Secondly, if they have done as much work as "the result of a skunkworks project to optimise the open-source OS to run on Dell projects, to create better laptops for developers" might imlpy, then that sort of work to any decent quality level costs a fair amount in experienced man-time. Most chipset/device manufacturers produce their own Windows drivers that are (eventually, usually after a few revisions) fast and stable, but produce very little or nothing at all for other OSs such as Linux. This means that anything not yet fully supported and optimsed by the mainstream kernel woudl need work from Dell's team - and it may not be easy work as often public documentation for such things is sparce or otherwise lacking (or simply not available: they may have had to pay for access to some information).

This isn't about creaming money of us silly Linux people - it is about not doing work for nothing (which is fine for individuals and small groups who are making use of what would otherwise be spare time, but very difficult to get passed your shareholders when you are a publicly listed company).

As Windows gradually loses market share due to the number of devices (I'm including everything here, not just desktops and laptops where Windows is still very much king) running other options (Android, iOS, Linux, ...) the device support situation will hopefully change to the point where (at very least) good documentation is publicly available for most things.

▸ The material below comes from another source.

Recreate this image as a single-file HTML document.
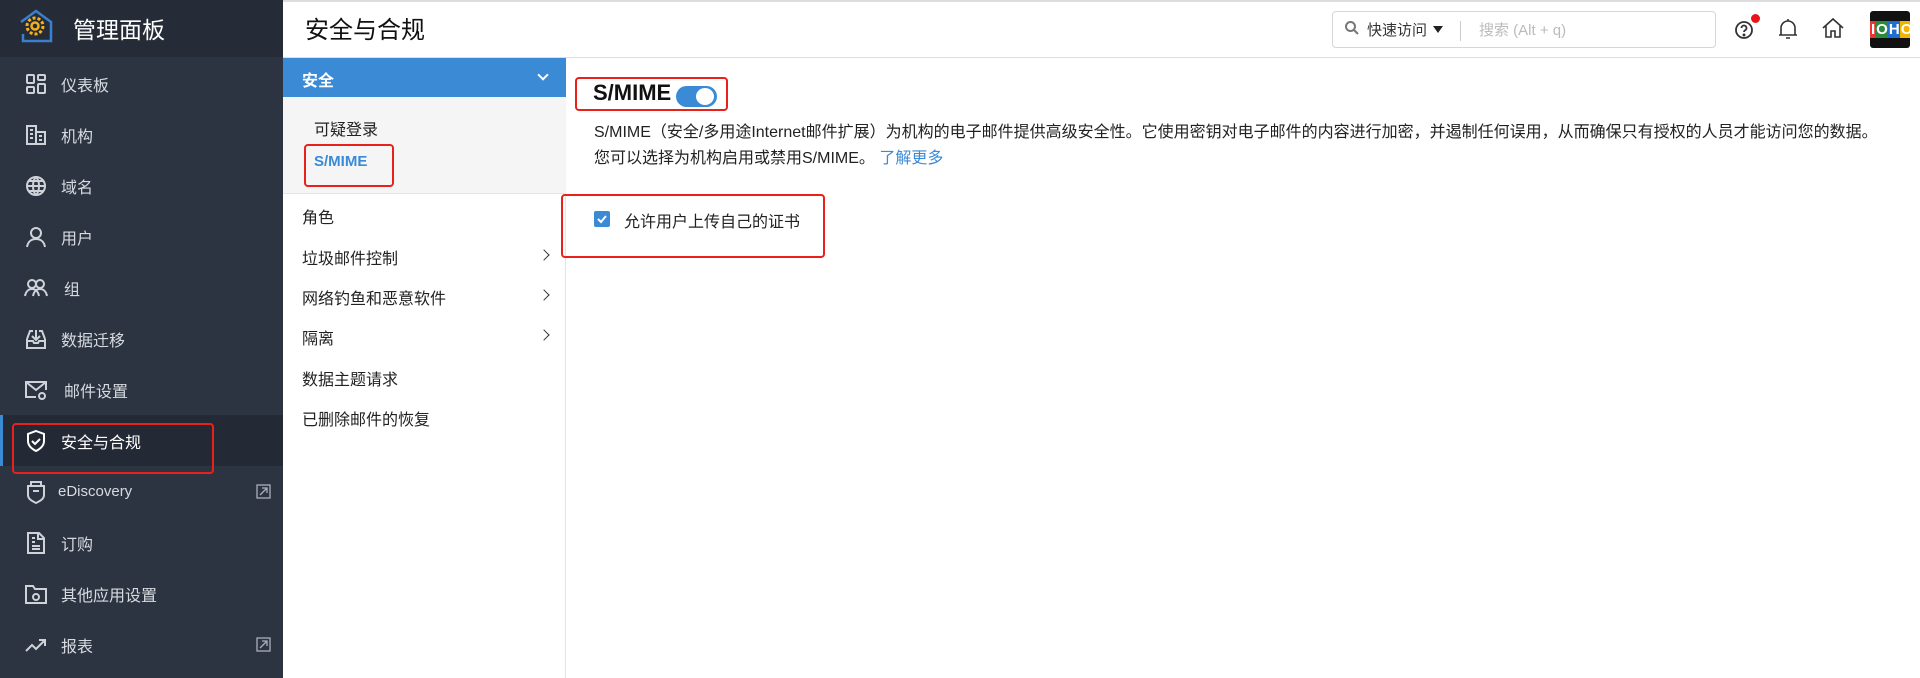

Comment Re:The Y2K bug was REAL (Score 5, Insightful) 179

Unfortunately most of the general public think that because nothing really went wrong there was not a problem in the first place, and that it was all hyped up by the media. Some of this is the simple truth that it was over-hyped by the media who over-hype everything so people are growing desensitised, some of it is people not bothering to research their opinions or properly engage their critical thinking abilities.